Having a certain amount of autonomy over how and where we work can provide people a lot of comfort. The easiest way to reassure employees about safety when they travel to the workplace is to allow them a degree of user control over their work environment. Control really can be as simple as providing a height adjustable workstation so employees can change their desk height throughout the day, as they choose.

(Kessebohmer’s Counter Balance Sit-to-Stand Tables: https://www.youtube.com/watch?v=tu-i87mVOPo)

(Sidebar) Are standing desks worth it? 

There are many reasons that users request a standing desk –to improve focus, to reduce inactive sitting time, or to increase ergonomic comfort. So the measure of a standing desk’s value varies from person to person. One factor that remains the same for everyone is user controllability: being able to adjust desk height at any moment, regardless of the reason.
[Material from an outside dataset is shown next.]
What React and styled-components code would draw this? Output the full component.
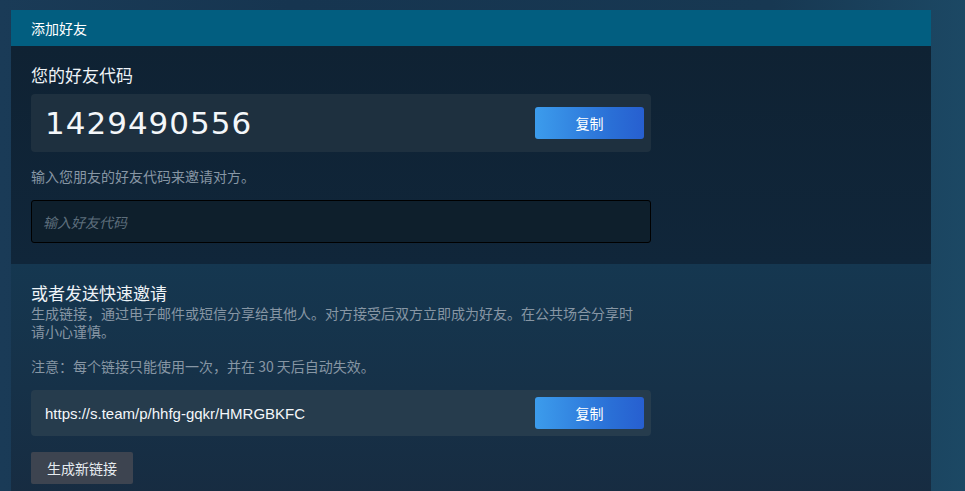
import React from "react";
import styled, { createGlobalStyle } from "styled-components";

const Global = createGlobalStyle`
  html, body {
    margin: 0;
    padding: 0;
    height: 100%;
  }
  body {
    background: linear-gradient(90deg, #1a3b57 0%, #163550 30%, #173852 80%, #1c4864 100%);
    font-family: "Noto Sans CJK SC", "Noto Sans", sans-serif;
    overflow: hidden;
  }
`;

const Page = styled.div`
  padding: 10px 34px 0 11px;
  min-height: 491px;
  box-sizing: border-box;
`;

const Panel = styled.div`
  width: 920px;
  display: flex;
  flex-direction: column;
`;

const Header = styled.div`
  height: 36px;
  background: #025e80;
  color: #ffffff;
  font-size: 14px;
  display: flex;
  align-items: center;
  padding-left: 20px;
`;

const Section = styled.div`
  padding: ${(p) => p.$pad};
  background: ${(p) => p.$bg};
`;

const Title = styled.div`
  font-size: 17px;
  line-height: 22px;
  color: #eef3f7;
  margin-bottom: ${(p) => p.$mb || 0}px;
`;

const Box = styled.div`
  width: 620px;
  height: ${(p) => p.$h}px;
  box-sizing: border-box;
  background: ${(p) => p.$bg};
  border-radius: 4px;
  display: flex;
  align-items: center;
  justify-content: space-between;
  padding: 0 7px 0 14px;
`;

const Code = styled.div`
  font-family: "DejaVu Sans", sans-serif;
  font-size: 31px;
  letter-spacing: 1px;
  color: #f4f7fa;
`;

const LinkText = styled.div`
  font-family: "Liberation Sans", Arial, sans-serif;
  font-size: 15px;
  color: #f4f7fa;
`;

const CopyButton = styled.button`
  width: 109px;
  height: 32px;
  border: none;
  border-radius: 3px;
  background: linear-gradient(90deg, #3c9cec 0%, #2a6fd6 70%, #275fd0 100%);
  color: #ffffff;
  font-family: "Noto Sans CJK SC", sans-serif;
  font-size: 14px;
  cursor: pointer;
  padding: 0;
`;

const Hint = styled.div`
  font-size: 14px;
  line-height: ${(p) => p.$lh || 20}px;
  color: #8796a4;
  margin: ${(p) => p.$m};
  width: ${(p) => p.$w || "auto"};
`;

const Input = styled.input`
  display: block;
  width: 620px;
  height: 43px;
  box-sizing: border-box;
  background: #0e1f2c;
  border: 1px solid #000000;
  border-radius: 3px;
  padding: 0 11px;
  color: #e0e6ea;
  font-family: "Noto Sans CJK SC", sans-serif;
  font-size: 14px;
  outline: none;
  &::placeholder {
    color: #5d6e7c;
    font-style: italic;
  }
`;

const GrayButton = styled.button`
  height: 32px;
  padding: 0 16px;
  border: none;
  border-radius: 2px;
  background: #3d4450;
  color: #e6ebef;
  font-family: "Noto Sans CJK SC", sans-serif;
  font-size: 14px;
  margin-top: 16px;
  cursor: pointer;
`;

export default function App() {
  return (
    <>
      <Global />
      <Page>
        <Panel>
          <Header>添加好友</Header>
          <Section $pad="18px 20px 21px 20px" $bg="linear-gradient(180deg, #0f2233 0%, #10263a 100%)">
            <Title $mb={8}>您的好友代码</Title>
            <Box $h={58} $bg="#1e303f">
              <Code>1429490556</Code>
              <CopyButton>复制</CopyButton>
            </Box>
            <Hint $m="14px 0 14px 0">输入您朋友的好友代码来邀请对方。</Hint>
            <Input placeholder="输入好友代码" />
          </Section>
          <Section $pad="18px 20px 30px 20px" $bg="linear-gradient(180deg, #153750 0%, #172b40 100%)">
            <Title>或者发送快速邀请</Title>
            <Hint $lh={18} $w="612px" $m="0">
              生成链接，通过电子邮件或短信分享给其他人。对方接受后双方立即成为好友。在公共场合分享时请小心谨慎。
            </Hint>
            <Hint $m="16px 0 14px 0">注意：每个链接只能使用一次，并在 30 天后自动失效。</Hint>
            <Box $h={46} $bg="#263c4d">
              <LinkText>https://s.team/p/hhfg-gqkr/HMRGBKFC</LinkText>
              <CopyButton>复制</CopyButton>
            </Box>
            <GrayButton>生成新链接</GrayButton>
          </Section>
        </Panel>
      </Page>
    </>
  );
}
3. Expect resimercial to flourish.

Working from home and migrating from the couch to the kitchen table may not have been the most ergonomic setup for many. On the other hand, the home experience is guaranteed to be as comfortable and familiar as a person can get. Resimercial design – that mix of residential comfort combined with commercial grade quality and features – will go a long way towards helping employees feel at home returning to the office. 

One of the biggest arguments for bringing employees together in person is to foster creativity and collaboration. Comfortable seating, cozy upholstery, and natural materials create the sort of familiar spaces that enable both. Any gradual upgrades brought to the workplace can help reinforce the homey atmosphere. A breakout space with an upholstered couch and height adjustable lounge tables brings some warmth and familiarity from home.

(Laptop and Bistro Tables: https://www.youtube.com/watch?v=pI2hoQ5s3Bs)

4. Focus on reuse.

The last year has shown that we can adapt to new work environments, and adapt quickly. At this point, we are still envisioning what the next year will bring. Particularly in smaller and mid-sized businesses, the focus for the coming year will be on retrofitting wherever possible. An existing private office may become a private, bookable room for hoteling. When rethinking the old office space, by all means keep the existing chairs, but do make the space more configurable with a moveable desk.

 

There is no perfect blueprint for office design in 2021, and the best version of each office may take a while to shake out. It’s safe to say that what looked normal at the beginning of 2020 will look different now. That may be an opportunity that doesn’t come along often.

It’s still too soon to tell which changes will be lasting, and which will go the way of the fluorescent lighted cubicle. But rest assured, a desk that can go anywhere and adjust to the changes right along with you will continue to find a place.